- TASK STATEMENT -
Omit all pictures and transcribe only the lines in the entries below that run from the line with "What React and" through the line with "(p.$small ? '-0.2px'".
# # # # #
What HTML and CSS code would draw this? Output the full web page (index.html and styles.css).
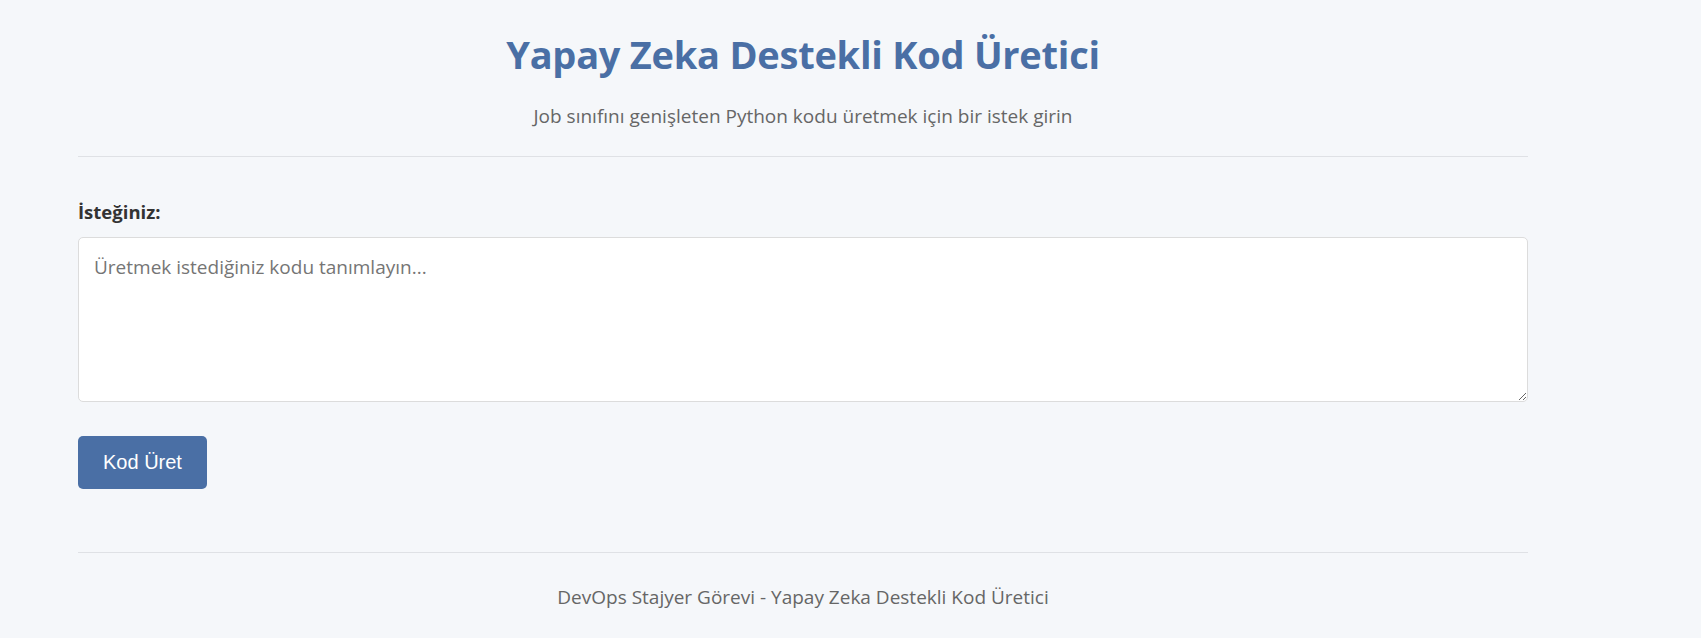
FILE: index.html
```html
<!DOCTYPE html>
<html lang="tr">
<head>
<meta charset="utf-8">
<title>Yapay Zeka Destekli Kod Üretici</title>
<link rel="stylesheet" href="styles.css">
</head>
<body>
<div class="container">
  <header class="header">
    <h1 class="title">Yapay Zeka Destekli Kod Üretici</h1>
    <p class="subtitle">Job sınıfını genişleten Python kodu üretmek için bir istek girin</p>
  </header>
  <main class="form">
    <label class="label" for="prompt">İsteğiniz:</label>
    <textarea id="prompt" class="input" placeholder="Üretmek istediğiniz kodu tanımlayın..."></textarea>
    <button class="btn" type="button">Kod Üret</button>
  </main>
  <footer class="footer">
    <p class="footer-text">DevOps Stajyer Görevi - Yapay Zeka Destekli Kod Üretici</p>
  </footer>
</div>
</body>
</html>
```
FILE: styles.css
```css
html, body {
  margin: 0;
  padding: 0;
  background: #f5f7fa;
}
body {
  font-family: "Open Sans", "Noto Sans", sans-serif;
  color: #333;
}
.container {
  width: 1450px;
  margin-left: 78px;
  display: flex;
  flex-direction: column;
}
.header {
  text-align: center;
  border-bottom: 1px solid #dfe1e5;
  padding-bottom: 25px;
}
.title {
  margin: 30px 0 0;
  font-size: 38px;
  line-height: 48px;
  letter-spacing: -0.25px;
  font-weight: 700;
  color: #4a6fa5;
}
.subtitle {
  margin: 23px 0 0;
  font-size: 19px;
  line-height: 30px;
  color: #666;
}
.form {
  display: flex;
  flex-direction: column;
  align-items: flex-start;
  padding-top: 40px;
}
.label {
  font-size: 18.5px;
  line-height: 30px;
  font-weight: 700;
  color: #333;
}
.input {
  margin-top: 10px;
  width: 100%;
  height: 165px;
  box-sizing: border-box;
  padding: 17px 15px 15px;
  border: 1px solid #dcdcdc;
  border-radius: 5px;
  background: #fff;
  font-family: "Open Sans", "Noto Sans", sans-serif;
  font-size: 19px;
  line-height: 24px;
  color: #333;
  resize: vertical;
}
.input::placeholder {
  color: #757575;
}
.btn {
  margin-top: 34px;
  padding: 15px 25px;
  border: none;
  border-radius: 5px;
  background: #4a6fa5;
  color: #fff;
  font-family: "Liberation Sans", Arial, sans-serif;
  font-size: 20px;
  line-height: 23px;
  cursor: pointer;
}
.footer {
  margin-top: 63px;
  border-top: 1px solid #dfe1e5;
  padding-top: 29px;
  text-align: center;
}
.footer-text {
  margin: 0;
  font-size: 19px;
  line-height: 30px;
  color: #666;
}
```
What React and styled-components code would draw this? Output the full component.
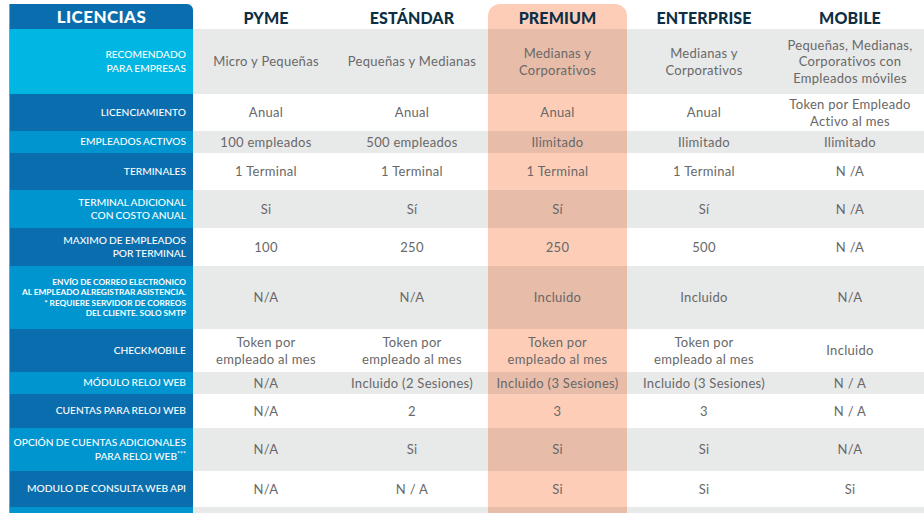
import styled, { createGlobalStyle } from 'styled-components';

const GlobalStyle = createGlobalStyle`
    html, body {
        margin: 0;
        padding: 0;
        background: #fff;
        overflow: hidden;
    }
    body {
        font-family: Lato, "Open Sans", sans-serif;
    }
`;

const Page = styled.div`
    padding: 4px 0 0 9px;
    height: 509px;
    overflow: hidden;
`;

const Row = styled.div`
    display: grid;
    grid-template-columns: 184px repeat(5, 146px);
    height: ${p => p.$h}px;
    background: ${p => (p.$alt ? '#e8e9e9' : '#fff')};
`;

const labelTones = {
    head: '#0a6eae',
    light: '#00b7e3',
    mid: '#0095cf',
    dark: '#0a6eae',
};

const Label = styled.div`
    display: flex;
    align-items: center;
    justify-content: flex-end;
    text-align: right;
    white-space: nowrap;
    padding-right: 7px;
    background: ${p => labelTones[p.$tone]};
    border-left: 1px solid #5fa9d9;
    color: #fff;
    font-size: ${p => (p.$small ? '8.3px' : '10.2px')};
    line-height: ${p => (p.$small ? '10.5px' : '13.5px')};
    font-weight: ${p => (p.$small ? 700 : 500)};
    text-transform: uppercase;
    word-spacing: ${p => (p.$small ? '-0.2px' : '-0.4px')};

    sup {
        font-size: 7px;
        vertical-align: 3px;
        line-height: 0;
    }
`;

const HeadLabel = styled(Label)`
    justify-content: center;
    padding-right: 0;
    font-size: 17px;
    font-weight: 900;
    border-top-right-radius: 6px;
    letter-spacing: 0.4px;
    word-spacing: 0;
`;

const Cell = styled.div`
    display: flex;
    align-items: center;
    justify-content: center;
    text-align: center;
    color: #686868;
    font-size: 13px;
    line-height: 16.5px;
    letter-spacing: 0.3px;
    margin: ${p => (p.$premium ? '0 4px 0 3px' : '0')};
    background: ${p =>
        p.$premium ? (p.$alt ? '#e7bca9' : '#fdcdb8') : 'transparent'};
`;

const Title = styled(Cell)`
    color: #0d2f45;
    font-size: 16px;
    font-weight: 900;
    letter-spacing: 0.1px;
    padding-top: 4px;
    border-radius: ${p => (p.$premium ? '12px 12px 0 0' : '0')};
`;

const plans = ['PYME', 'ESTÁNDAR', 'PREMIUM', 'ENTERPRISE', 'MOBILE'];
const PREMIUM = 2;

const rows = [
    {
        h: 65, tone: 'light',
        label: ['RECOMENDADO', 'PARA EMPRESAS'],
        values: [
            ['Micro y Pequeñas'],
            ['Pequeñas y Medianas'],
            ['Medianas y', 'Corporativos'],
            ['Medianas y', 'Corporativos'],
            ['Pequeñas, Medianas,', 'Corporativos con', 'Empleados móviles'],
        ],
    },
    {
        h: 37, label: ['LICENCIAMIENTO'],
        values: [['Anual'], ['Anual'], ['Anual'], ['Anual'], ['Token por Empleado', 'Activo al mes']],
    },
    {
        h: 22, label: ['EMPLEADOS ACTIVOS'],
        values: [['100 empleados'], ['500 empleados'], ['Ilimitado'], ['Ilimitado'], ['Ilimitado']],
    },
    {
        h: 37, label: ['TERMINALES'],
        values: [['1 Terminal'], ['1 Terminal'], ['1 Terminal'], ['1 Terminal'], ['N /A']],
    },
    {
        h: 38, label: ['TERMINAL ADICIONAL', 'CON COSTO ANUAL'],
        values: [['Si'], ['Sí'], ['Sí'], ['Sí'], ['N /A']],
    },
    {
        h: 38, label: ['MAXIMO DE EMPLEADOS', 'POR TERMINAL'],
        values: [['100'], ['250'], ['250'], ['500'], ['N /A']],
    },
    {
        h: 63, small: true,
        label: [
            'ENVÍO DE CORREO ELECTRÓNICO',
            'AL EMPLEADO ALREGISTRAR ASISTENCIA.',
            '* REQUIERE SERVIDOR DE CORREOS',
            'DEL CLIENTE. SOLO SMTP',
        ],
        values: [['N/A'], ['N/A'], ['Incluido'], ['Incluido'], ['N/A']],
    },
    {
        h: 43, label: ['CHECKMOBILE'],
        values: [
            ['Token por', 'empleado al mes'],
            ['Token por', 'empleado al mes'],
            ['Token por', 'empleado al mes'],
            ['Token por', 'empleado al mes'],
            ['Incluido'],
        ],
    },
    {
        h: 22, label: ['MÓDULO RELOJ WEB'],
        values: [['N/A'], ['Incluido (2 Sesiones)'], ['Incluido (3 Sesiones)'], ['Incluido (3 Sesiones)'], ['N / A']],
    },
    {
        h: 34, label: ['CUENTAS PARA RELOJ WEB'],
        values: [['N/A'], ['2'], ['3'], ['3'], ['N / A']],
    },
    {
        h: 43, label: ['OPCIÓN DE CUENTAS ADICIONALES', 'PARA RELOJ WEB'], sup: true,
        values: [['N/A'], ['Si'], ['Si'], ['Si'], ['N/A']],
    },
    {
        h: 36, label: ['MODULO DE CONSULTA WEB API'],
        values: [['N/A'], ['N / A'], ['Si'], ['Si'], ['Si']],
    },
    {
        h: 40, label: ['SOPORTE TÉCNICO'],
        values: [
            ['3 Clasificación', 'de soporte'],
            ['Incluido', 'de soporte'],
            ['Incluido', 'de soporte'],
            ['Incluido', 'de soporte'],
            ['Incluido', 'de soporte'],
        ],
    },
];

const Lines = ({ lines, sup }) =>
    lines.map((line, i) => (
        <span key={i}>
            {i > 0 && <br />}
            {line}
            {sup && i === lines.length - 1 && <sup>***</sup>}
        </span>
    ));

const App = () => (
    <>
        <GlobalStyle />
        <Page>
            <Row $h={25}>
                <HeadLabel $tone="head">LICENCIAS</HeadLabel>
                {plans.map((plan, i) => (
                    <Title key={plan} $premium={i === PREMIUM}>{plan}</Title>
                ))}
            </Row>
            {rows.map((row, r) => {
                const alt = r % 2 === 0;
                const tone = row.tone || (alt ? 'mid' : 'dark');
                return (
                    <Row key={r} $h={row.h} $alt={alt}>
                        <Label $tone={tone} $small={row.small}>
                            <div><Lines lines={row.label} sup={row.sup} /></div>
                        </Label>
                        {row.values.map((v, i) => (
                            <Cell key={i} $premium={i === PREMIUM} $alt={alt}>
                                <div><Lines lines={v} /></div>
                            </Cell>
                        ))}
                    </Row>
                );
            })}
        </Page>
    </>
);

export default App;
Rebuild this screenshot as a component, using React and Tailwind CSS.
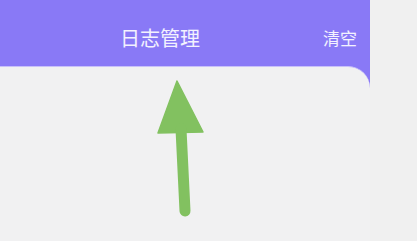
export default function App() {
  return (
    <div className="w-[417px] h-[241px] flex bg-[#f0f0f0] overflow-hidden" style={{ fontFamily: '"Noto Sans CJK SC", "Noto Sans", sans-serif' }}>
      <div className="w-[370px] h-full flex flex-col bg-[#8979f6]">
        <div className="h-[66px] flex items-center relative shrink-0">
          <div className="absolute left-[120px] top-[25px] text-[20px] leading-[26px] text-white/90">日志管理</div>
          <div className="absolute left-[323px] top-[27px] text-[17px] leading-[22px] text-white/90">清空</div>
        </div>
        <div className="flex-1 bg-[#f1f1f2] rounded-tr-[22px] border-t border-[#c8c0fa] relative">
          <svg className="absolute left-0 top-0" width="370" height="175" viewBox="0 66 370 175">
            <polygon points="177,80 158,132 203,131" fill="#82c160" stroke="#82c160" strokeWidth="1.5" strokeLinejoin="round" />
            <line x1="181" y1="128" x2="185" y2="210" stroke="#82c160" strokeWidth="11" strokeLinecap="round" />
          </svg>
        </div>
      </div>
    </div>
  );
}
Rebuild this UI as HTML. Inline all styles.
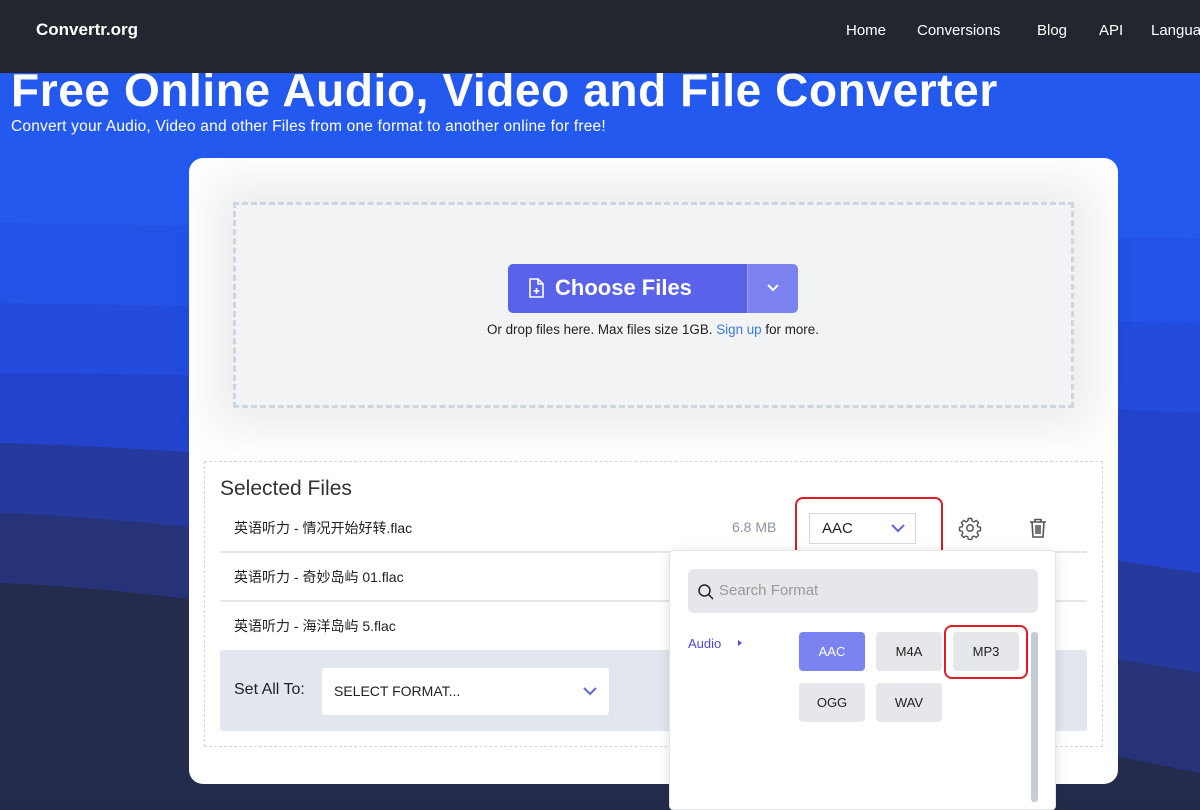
# # # # #
- RESPONSE TO THIS EXERCISE -
What React and styled-components code would draw this? Output the full component.
import styled, { createGlobalStyle } from 'styled-components';

const GlobalStyle = createGlobalStyle`
    html, body {
        margin: 0;
        padding: 0;
        background: #fff;
        overflow: hidden;
    }
    body {
        font-family: Lato, "Open Sans", sans-serif;
    }
`;

const Page = styled.div`
    padding: 4px 0 0 9px;
    height: 509px;
    overflow: hidden;
`;

const Row = styled.div`
    display: grid;
    grid-template-columns: 184px repeat(5, 146px);
    height: ${p => p.$h}px;
    background: ${p => (p.$alt ? '#e8e9e9' : '#fff')};
`;

const labelTones = {
    head: '#0a6eae',
    light: '#00b7e3',
    mid: '#0095cf',
    dark: '#0a6eae',
};

const Label = styled.div`
    display: flex;
    align-items: center;
    justify-content: flex-end;
    text-align: right;
    white-space: nowrap;
    padding-right: 7px;
    background: ${p => labelTones[p.$tone]};
    border-left: 1px solid #5fa9d9;
    color: #fff;
    font-size: ${p => (p.$small ? '8.3px' : '10.2px')};
    line-height: ${p => (p.$small ? '10.5px' : '13.5px')};
    font-weight: ${p => (p.$small ? 700 : 500)};
    text-transform: uppercase;
    word-spacing: ${p => (p.$small ? '-0.2px' : '-0.4px')};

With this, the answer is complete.